El repliegue del hampa en la vida urbana y en la cotidianidad de la mayoría de nosotros, es uno de los rasgos más sobresalientes y menos comentados del momento venezolano actual.
La diáspora masiva de ciudadanos y el relativo éxito de algunos operativos regionales en contra del crimen organizado, concretaron un quiebre que parece histórico en el aumento del índice de los homicidios y secuestros, tradicionales quebraderos de cabeza de la clase media nacional, y auténtica interpelación individual en torno a la pertinencia de vivir en Venezuela.
Los índices delictivos de estos últimos tres años, lo confirman todos los criminólogos, son los más bajos que ha vivido la nación desde 1996. El repliegue del hampa, un horizonte que todos considerábamos imposible de concretar en el marco político y social actual, rompe una tendencia en ascenso que llevaba más de 30 años.

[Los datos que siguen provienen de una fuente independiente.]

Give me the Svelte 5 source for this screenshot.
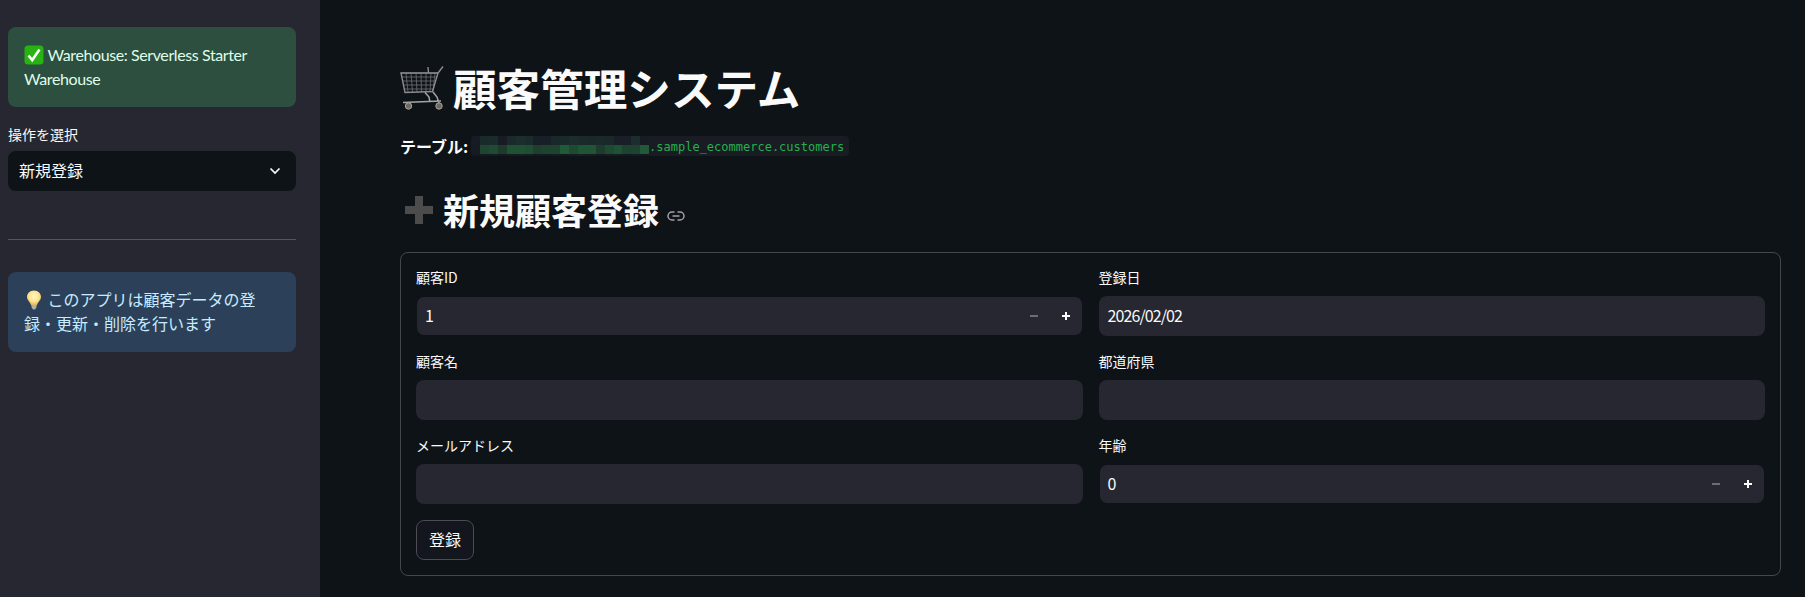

La insólita tranquilidad que vivimos ahora en Caracas también es una realidad en ciudades como Puerto Ordaz, Valencia, Maracay y Mérida. Los homicidios han caído en una proporción espectacular, de los 25 mil de un año como 2012, a unos 5 mil en el actual contexto. En el perímetro capitalino, algunos delitos en particular, como el secuestro, desaparecieron casi por completo desde 2021.
Desde 2019, conforme se consumaba el derrumbe productivo del país, la cotidianidad comenzó a ofrecernos curiosos contrapuntos. Parecen enriquecidos por algunos esfuerzos oficiales en mejorar el ornato público y recuperar plazas, teatros y bulevares abandonados por la barbarie en todos estos años, esfuerzos que, cómo no, siempre será sensato reconocer.
Llegaron, pues, los días, semanas y meses de estos últimos cuatro años, pandemia incluida, con este transcurrir de tráfico suave, menos personas y en consecuencia menos caos urbano. Bajamos cristales, nos detenemos en los semáforos. Ha bajado nuestro temor a los motorizados, ahora fundamentalmente trabajadores de servicios de Delivery.
Han regresado los negocios que abren 24 horas. El comercio nocturno, la vida nocturna, con sus atenuantes, regresa a la calle. Volvemos a casa de noche e incluso nos olvidamos del retrovisor. La gente sale a caminar con sus mascotas a horas antes prohibitivas. Las urbanizaciones de Caracas ya no son más o menos seguras; todas están relativamente tranquilas, lo mismo Macaracuay que Montalbán; La Florida que El Paraíso.
Respira uno en la calle una extraña suavidad, una renuencia a entrar en problemas con desconocidos en la calle, una obsesión con ponerle foco a los asuntos individuales
Del tema, decíamos, se habla poco. La buena nueva se ha ido dejando sentir en nuestras vidas, y acusamos recibo de ella en silencio, sin tener a quién agradecerlo, con comentarios ocasionales sorprendidos, discretos, acaso con los amigos que viven afuera.
El hampa no ha descendido gracias a que hay más escuelas, ha bajado la pobreza o se ha consolidado el desarrollo social de la nación.
Es un hecho que tiene elementos contingentes y fortuitos, como la propia fuga de ciudadanos a otras tierras, huyendo de una nación que se estaba desmigajando, junto a una no muy comentada arremetida del estado a nichos delictivos clave (probablemente aquella que las clases medias le pedían a Hugo Chávez que hiciera y este se negara a hacer).
El tema no se comenta mucho, no se celebra, ciertamente, porque las cosas no están para estarlas celebrando, pero se vive, se aposenta entre nosotros, se disfruta y se agradece. Vemos para atrás y nos parece entonces increíble que hayamos vivido bajo tal asedio por tanto tiempo.
Pensamos si estas vacaciones serán duraderas, o un efecto de corta duración. Y seguimos.